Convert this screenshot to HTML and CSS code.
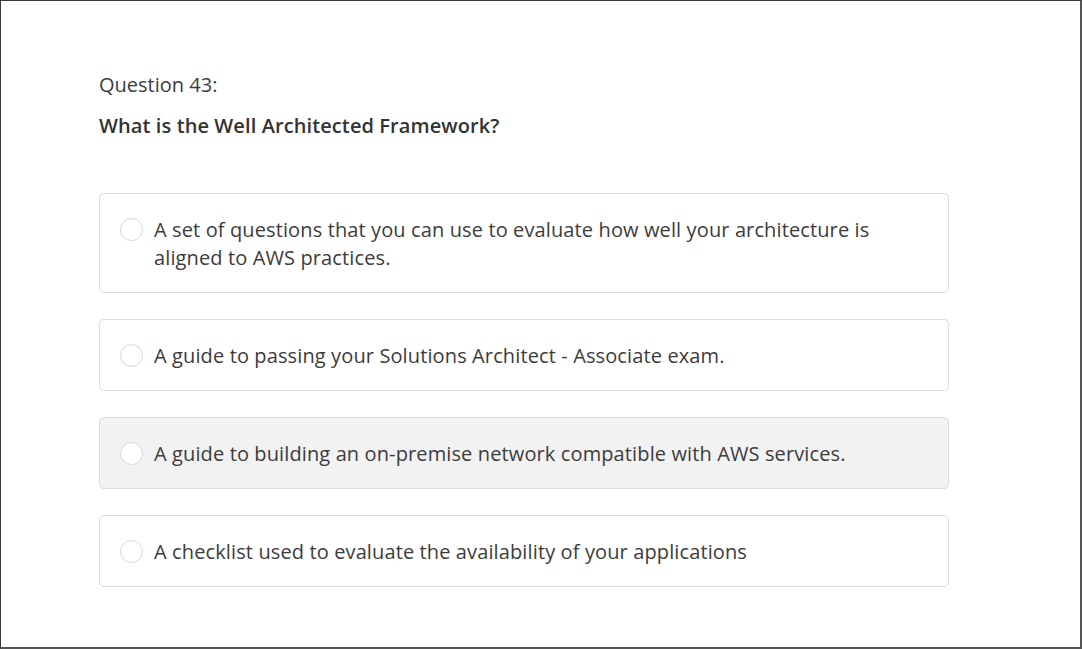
FILE: index.html
```html
<!DOCTYPE html>
<html>
<head>
<meta charset="utf-8">
<link rel="stylesheet" href="styles.css">
</head>
<body>
<div class="frame">
  <div class="quiz">
    <div class="q-label">Question 43:</div>
    <div class="q-text">What is the Well Architected Framework?</div>
    <div class="answers">
      <label class="answer">
        <span class="radio"></span>
        <span class="answer-text">A set of questions that you can use to evaluate how well your architecture is aligned to AWS practices.</span>
      </label>
      <label class="answer">
        <span class="radio"></span>
        <span class="answer-text">A guide to passing your Solutions Architect - Associate exam.</span>
      </label>
      <label class="answer hovered">
        <span class="radio"></span>
        <span class="answer-text">A guide to building an on-premise network compatible with AWS services.</span>
      </label>
      <label class="answer">
        <span class="radio"></span>
        <span class="answer-text">A checklist used to evaluate the availability of your applications</span>
      </label>
    </div>
  </div>
</div>
</body>
</html>
```

FILE: styles.css
```css
html, body {
  margin: 0;
  padding: 0;
  background: #fff;
}
body {
  font-family: "Open Sans", "Noto Sans", sans-serif;
  color: #3c3c3c;
}
.frame {
  box-sizing: border-box;
  width: 1082px;
  height: 649px;
  border-left: 1px solid #3a3a3a;
  border-top: 1px solid #3a3a3a;
  border-right: 2px solid #555;
  border-bottom: 2px solid #555;
  padding: 70px 0 0 98px;
}
.quiz {
  width: 850px;
}
.q-label {
  font-size: 20px;
  line-height: 28px;
  color: #3c3c3c;
}
.q-text {
  font-size: 20px;
  line-height: 28px;
  font-weight: 600;
  letter-spacing: 0.1px;
  margin-top: 13px;
  color: #333;
}
.answers {
  margin-top: 53px;
  display: flex;
  flex-direction: column;
  gap: 26px;
}
.answer {
  display: flex;
  align-items: flex-start;
  gap: 11px;
  border: 1px solid #dcdcdc;
  border-radius: 5px;
  padding: 22px 20px 20px 20px;
  background: #fff;
}
.answer.hovered {
  background: #f2f2f2;
}
.radio {
  flex: none;
  box-sizing: border-box;
  width: 23px;
  height: 23px;
  border-radius: 50%;
  border: 1px solid #d8d8d8;
  background: #fff;
  margin-top: 2px;
}
.answer-text {
  font-size: 20px;
  line-height: 28px;
  letter-spacing: 0.12px;
  color: #3c3c3c;
}
```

____

Direction: Your task is to repeat the material above exactly, without its pictures.

Answer to the problem:
Convert this screenshot to HTML and CSS code.
FILE: index.html
```html
<!DOCTYPE html>
<html>
<head>
<meta charset="utf-8">
<link rel="stylesheet" href="styles.css">
</head>
<body>
<div class="frame">
  <div class="quiz">
    <div class="q-label">Question 43:</div>
    <div class="q-text">What is the Well Architected Framework?</div>
    <div class="answers">
      <label class="answer">
        <span class="radio"></span>
        <span class="answer-text">A set of questions that you can use to evaluate how well your architecture is aligned to AWS practices.</span>
      </label>
      <label class="answer">
        <span class="radio"></span>
        <span class="answer-text">A guide to passing your Solutions Architect - Associate exam.</span>
      </label>
      <label class="answer hovered">
        <span class="radio"></span>
        <span class="answer-text">A guide to building an on-premise network compatible with AWS services.</span>
      </label>
      <label class="answer">
        <span class="radio"></span>
        <span class="answer-text">A checklist used to evaluate the availability of your applications</span>
      </label>
    </div>
  </div>
</div>
</body>
</html>
```

FILE: styles.css
```css
html, body {
  margin: 0;
  padding: 0;
  background: #fff;
}
body {
  font-family: "Open Sans", "Noto Sans", sans-serif;
  color: #3c3c3c;
}
.frame {
  box-sizing: border-box;
  width: 1082px;
  height: 649px;
  border-left: 1px solid #3a3a3a;
  border-top: 1px solid #3a3a3a;
  border-right: 2px solid #555;
  border-bottom: 2px solid #555;
  padding: 70px 0 0 98px;
}
.quiz {
  width: 850px;
}
.q-label {
  font-size: 20px;
  line-height: 28px;
  color: #3c3c3c;
}
.q-text {
  font-size: 20px;
  line-height: 28px;
  font-weight: 600;
  letter-spacing: 0.1px;
  margin-top: 13px;
  color: #333;
}
.answers {
  margin-top: 53px;
  display: flex;
  flex-direction: column;
  gap: 26px;
}
.answer {
  display: flex;
  align-items: flex-start;
  gap: 11px;
  border: 1px solid #dcdcdc;
  border-radius: 5px;
  padding: 22px 20px 20px 20px;
  background: #fff;
}
.answer.hovered {
  background: #f2f2f2;
}
.radio {
  flex: none;
  box-sizing: border-box;
  width: 23px;
  height: 23px;
  border-radius: 50%;
  border: 1px solid #d8d8d8;
  background: #fff;
  margin-top: 2px;
}
.answer-text {
  font-size: 20px;
  line-height: 28px;
  letter-spacing: 0.12px;
  color: #3c3c3c;
}
```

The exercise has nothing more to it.